Wednesday, December 1, 2010


Elma joined us right after the winter break in the middle of her eighth grade, two and half years ago. Never a good sign. Kids don't get switched in the middle of the last year of middle school - unless...

Unless the sending school really wants to get rid of them.

And they really wanted to get of Elma, she dictated the story to me later in the year, in an attempt to fulfill the English class requirement of writing a short story. The "fictional" account started with the third person: "there once was a girl who slapped her teacher..." and ended with the first person admission, of "and then they sent me to special ed."

It wasn't hard to imagine Elma slapping her teacher. Elma did everything to convince us of her street credentials. She spent last year with magenta bangs-and a matching sweater two sizes smaller than her bra size- a confirmation of her affiliation with a girls gang. No amountof cajoling could make her lose the sweater (how she got enough oxygen in her lungs remains a mystery) we didn't even try with the bangs.

But two and half years have gone by and Elma hasn't slapped anyone. Elma stuggles to read and write-but cursing and wrecking havoc come easy. "You know I read mad slow, Ms. Teacherfish, she complains"

Last year over the phone I relayed to her mom that she is in fact slowly trudging her way through the high school curriculum and was on her way to graduate.

"Elma, is not the type of kid who graduates, high school" her mom told me. I thanked her for her time, hung up the phone and checked the high school diploma box on the goal sheet- it's up to Elma to graduate or not graduate - not her mom.

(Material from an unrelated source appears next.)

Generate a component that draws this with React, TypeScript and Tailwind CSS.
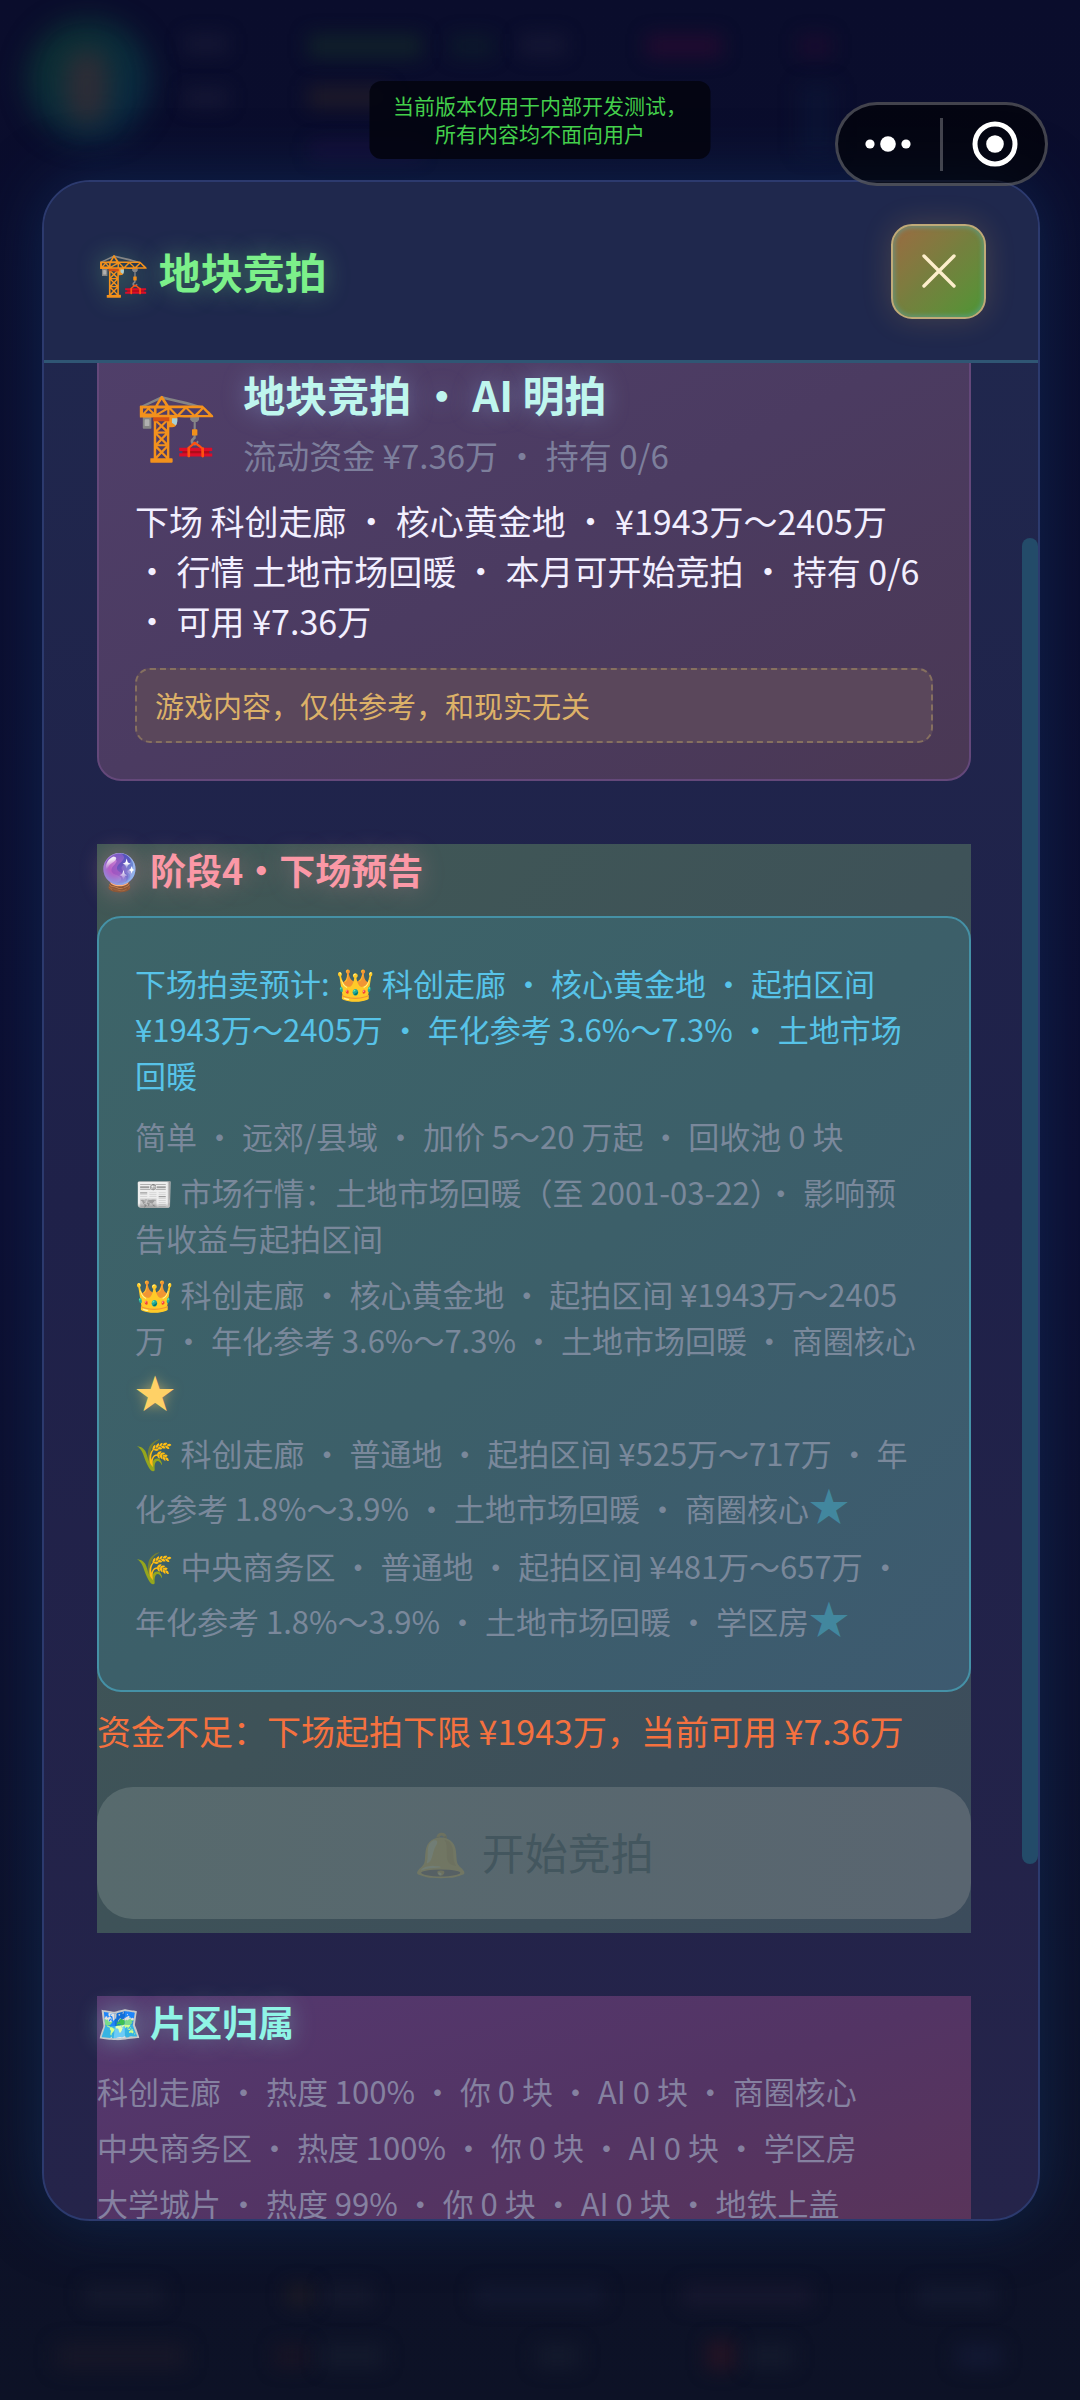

Monday- I sat with Elma and coached her though the literary response essay spelling every other word, but there were something so sincere, so dedicated about her intensity, that at the end period, I mentioned that I enjoyed working with her.

"Thank you Teacherfish" she replied

Tuesday was a Ricardo day in English. Ricardo brought his obnoxious, demanding, I'm gonna hijack this class with my foul mouth and outrageous attitude -self to class and sat down at the table with Kenya and Elma. The N word and F bomb were flying all over.

I sat down two tables away, too tired, too defeated by the school politics to wage this war.

And then Elmo stopped, took her assignment and moved up next to me.
"Lets do it." she said.

So maybe those magenta bangs will peak out from under the mortarboard eventually
Oh wait- they're gone. Last year's trend.